## Start

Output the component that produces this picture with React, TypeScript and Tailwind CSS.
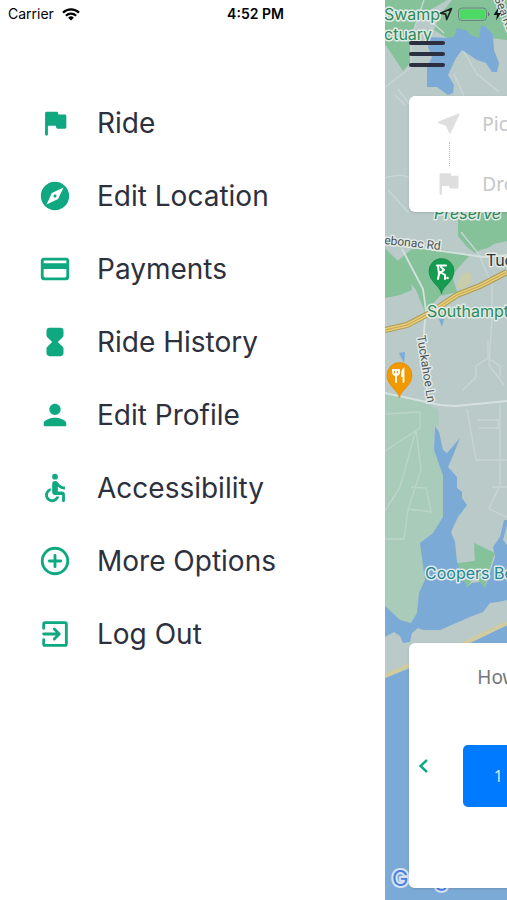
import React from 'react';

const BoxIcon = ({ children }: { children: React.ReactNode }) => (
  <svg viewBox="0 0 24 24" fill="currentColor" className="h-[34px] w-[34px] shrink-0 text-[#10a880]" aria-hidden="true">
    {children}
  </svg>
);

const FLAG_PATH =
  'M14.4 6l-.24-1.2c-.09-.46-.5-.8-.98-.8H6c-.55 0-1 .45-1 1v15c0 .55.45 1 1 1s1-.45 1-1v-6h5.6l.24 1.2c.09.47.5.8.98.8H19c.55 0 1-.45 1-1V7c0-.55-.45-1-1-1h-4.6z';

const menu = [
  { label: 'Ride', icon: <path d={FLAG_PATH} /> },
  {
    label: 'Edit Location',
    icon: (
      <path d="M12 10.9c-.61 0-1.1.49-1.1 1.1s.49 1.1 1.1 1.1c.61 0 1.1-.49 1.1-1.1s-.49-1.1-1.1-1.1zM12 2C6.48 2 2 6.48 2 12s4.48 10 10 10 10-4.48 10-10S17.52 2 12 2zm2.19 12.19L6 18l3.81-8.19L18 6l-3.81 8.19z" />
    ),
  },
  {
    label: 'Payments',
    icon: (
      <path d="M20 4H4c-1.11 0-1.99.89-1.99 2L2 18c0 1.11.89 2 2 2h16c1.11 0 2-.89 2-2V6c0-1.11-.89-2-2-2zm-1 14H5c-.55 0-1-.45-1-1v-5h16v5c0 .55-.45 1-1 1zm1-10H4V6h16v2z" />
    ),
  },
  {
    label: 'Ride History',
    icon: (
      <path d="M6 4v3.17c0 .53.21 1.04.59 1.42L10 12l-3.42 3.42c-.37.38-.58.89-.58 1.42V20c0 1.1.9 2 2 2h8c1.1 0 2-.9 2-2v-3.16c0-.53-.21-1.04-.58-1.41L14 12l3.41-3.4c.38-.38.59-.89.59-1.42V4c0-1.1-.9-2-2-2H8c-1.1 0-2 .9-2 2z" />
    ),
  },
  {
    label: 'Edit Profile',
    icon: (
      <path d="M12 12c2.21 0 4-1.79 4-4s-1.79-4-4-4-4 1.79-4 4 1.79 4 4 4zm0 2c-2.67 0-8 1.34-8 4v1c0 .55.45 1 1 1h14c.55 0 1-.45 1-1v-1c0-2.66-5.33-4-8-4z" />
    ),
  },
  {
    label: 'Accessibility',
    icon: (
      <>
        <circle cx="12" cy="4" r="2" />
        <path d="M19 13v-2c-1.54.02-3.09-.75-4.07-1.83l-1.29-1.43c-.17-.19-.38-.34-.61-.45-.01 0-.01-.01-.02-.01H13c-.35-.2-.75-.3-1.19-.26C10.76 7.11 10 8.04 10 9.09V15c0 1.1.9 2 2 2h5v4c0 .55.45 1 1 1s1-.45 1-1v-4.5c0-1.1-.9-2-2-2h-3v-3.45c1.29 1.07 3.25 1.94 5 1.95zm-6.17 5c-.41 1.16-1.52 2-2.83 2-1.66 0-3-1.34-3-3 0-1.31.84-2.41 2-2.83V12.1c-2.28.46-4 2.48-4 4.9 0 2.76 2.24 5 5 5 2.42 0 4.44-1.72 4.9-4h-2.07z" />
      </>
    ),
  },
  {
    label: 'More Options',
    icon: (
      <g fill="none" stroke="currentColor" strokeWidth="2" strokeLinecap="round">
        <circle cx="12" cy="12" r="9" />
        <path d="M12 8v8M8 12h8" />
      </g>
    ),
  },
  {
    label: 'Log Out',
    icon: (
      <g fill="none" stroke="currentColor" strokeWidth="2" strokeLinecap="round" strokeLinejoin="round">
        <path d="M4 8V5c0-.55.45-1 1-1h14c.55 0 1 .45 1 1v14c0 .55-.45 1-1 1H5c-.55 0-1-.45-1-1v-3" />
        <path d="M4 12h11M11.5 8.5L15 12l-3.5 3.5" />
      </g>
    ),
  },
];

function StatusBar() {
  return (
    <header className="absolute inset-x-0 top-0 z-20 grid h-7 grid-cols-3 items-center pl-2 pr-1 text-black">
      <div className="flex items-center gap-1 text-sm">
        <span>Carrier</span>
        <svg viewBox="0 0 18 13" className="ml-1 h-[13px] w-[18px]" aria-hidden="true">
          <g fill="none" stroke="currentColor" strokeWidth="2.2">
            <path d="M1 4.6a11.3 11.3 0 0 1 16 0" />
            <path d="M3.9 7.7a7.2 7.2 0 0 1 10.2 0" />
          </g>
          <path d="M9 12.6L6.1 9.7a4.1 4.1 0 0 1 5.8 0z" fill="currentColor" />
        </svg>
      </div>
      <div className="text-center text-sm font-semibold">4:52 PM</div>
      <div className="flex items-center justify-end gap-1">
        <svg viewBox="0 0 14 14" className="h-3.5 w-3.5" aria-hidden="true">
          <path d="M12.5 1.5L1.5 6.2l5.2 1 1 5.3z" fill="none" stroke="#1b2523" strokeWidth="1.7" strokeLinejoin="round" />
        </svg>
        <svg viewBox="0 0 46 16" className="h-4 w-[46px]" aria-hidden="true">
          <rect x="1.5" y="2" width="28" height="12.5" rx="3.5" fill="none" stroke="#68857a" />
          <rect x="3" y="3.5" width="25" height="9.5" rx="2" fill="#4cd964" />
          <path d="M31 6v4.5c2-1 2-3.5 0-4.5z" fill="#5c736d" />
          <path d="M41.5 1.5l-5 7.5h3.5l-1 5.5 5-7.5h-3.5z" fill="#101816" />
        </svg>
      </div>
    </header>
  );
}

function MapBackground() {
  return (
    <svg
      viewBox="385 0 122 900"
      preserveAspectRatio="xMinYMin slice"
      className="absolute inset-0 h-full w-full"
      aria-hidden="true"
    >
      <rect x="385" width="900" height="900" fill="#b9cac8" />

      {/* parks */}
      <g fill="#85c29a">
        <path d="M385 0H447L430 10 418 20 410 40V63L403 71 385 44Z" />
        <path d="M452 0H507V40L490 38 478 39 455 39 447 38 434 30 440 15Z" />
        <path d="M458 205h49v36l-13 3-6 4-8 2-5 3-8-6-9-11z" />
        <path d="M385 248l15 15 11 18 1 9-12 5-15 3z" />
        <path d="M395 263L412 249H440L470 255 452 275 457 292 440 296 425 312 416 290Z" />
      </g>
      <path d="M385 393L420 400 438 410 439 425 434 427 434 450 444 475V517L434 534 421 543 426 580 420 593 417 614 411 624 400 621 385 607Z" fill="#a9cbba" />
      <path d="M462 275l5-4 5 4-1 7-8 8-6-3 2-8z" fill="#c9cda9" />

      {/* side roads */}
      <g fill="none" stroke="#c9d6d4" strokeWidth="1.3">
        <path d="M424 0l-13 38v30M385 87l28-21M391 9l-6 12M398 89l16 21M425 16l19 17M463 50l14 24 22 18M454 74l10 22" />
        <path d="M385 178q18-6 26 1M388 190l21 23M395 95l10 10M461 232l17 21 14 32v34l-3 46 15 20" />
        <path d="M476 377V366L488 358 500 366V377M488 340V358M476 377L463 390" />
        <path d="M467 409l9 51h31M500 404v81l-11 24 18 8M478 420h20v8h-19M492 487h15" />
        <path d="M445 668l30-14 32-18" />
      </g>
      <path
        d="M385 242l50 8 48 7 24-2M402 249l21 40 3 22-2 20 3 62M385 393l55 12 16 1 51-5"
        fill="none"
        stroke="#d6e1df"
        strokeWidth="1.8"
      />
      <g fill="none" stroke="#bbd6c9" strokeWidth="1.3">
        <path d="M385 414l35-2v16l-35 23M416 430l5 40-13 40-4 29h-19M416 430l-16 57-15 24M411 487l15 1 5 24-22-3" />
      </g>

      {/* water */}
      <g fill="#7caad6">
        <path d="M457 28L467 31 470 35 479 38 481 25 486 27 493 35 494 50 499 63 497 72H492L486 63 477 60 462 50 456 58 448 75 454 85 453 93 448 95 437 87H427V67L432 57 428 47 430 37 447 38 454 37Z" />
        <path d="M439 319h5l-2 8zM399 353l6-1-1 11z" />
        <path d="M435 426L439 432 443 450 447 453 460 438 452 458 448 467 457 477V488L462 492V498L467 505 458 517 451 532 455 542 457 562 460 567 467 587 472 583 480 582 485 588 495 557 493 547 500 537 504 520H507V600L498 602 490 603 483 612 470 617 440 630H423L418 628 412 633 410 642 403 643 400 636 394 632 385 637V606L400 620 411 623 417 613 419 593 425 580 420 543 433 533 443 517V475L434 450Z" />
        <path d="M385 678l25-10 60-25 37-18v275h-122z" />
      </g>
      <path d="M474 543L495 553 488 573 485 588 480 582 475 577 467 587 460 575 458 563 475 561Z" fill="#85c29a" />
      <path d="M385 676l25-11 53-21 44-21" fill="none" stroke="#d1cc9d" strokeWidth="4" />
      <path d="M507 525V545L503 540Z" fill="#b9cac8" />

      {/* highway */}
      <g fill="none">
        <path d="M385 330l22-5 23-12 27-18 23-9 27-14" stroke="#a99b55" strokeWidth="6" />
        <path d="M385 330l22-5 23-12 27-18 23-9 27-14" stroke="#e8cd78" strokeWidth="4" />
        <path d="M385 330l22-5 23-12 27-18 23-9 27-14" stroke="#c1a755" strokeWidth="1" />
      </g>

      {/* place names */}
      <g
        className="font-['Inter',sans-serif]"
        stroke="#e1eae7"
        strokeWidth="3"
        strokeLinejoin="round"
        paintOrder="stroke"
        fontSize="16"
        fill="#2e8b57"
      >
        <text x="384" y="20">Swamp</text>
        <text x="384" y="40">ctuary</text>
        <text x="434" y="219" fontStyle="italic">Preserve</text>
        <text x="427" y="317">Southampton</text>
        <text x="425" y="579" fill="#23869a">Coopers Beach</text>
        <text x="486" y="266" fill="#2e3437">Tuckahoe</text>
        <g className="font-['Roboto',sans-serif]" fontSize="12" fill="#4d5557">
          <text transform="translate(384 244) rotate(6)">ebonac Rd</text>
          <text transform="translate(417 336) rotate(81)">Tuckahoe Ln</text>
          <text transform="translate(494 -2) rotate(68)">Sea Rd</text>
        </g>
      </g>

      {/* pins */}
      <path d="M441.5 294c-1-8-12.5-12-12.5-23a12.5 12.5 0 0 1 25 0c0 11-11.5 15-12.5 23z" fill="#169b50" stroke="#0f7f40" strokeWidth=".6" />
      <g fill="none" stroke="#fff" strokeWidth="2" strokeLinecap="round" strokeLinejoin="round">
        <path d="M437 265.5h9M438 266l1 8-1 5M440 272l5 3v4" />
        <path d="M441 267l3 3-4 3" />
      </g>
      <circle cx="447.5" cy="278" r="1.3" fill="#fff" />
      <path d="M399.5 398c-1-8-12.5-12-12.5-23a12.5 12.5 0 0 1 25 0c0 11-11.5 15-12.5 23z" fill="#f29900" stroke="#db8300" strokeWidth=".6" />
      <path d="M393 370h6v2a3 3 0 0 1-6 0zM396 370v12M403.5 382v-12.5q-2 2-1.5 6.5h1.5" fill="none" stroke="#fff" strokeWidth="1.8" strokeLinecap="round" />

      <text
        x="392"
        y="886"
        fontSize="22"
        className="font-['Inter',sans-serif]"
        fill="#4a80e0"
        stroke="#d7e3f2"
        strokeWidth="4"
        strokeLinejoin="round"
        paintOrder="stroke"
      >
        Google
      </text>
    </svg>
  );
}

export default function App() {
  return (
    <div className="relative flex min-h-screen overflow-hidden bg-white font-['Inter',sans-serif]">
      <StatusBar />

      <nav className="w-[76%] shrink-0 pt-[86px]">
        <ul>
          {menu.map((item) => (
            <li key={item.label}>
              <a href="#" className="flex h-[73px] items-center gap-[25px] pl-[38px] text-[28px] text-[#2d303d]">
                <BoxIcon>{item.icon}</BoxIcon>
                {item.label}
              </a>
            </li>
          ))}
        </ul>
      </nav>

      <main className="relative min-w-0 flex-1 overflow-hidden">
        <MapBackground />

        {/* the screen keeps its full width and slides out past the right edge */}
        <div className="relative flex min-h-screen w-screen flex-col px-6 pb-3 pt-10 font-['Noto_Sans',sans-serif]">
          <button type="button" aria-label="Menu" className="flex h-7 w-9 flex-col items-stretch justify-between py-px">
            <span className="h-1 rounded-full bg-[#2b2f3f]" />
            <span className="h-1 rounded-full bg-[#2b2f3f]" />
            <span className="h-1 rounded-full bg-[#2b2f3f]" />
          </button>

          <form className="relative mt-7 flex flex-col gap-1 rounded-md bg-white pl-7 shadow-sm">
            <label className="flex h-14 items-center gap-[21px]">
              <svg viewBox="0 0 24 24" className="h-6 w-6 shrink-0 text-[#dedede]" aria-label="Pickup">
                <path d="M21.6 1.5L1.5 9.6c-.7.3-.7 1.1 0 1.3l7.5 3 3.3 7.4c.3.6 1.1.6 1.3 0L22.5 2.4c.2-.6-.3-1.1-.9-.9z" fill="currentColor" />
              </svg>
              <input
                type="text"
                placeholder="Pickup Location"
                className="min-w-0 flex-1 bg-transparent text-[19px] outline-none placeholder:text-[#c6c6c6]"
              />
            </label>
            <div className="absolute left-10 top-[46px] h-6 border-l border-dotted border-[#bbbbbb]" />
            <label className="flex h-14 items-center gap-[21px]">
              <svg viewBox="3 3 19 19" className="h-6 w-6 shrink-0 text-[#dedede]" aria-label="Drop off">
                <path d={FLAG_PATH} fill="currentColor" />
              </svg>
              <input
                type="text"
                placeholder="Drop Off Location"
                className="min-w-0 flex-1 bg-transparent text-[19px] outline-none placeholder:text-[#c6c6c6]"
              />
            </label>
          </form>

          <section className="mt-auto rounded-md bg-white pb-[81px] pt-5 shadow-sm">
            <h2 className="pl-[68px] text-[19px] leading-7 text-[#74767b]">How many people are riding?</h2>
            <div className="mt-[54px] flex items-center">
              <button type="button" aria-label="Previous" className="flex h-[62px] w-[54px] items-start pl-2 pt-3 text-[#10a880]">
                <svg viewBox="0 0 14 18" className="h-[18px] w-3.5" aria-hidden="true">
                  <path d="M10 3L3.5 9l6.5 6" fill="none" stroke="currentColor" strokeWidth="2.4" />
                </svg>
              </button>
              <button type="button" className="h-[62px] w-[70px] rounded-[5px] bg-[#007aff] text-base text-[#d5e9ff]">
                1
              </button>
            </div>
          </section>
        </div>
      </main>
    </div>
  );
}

## End

▸ **WRITTEN INSTRUCTION**: Pictures stay out. Print the data exactly, from its first line through the line containing "0 1-.45 1-1V7c0-.55-.45-1-1-1h-4.6z';".

▸ **WRITTEN ANSWER**:
Output the component that produces this picture with React, TypeScript and Tailwind CSS.
import React from 'react';

const BoxIcon = ({ children }: { children: React.ReactNode }) => (
  <svg viewBox="0 0 24 24" fill="currentColor" className="h-[34px] w-[34px] shrink-0 text-[#10a880]" aria-hidden="true">
    {children}
  </svg>
);

const FLAG_PATH =
  'M14.4 6l-.24-1.2c-.09-.46-.5-.8-.98-.8H6c-.55 0-1 .45-1 1v15c0 .55.45 1 1 1s1-.45 1-1v-6h5.6l.24 1.2c.09.47.5.8.98.8H19c.55 0 1-.45 1-1V7c0-.55-.45-1-1-1h-4.6z';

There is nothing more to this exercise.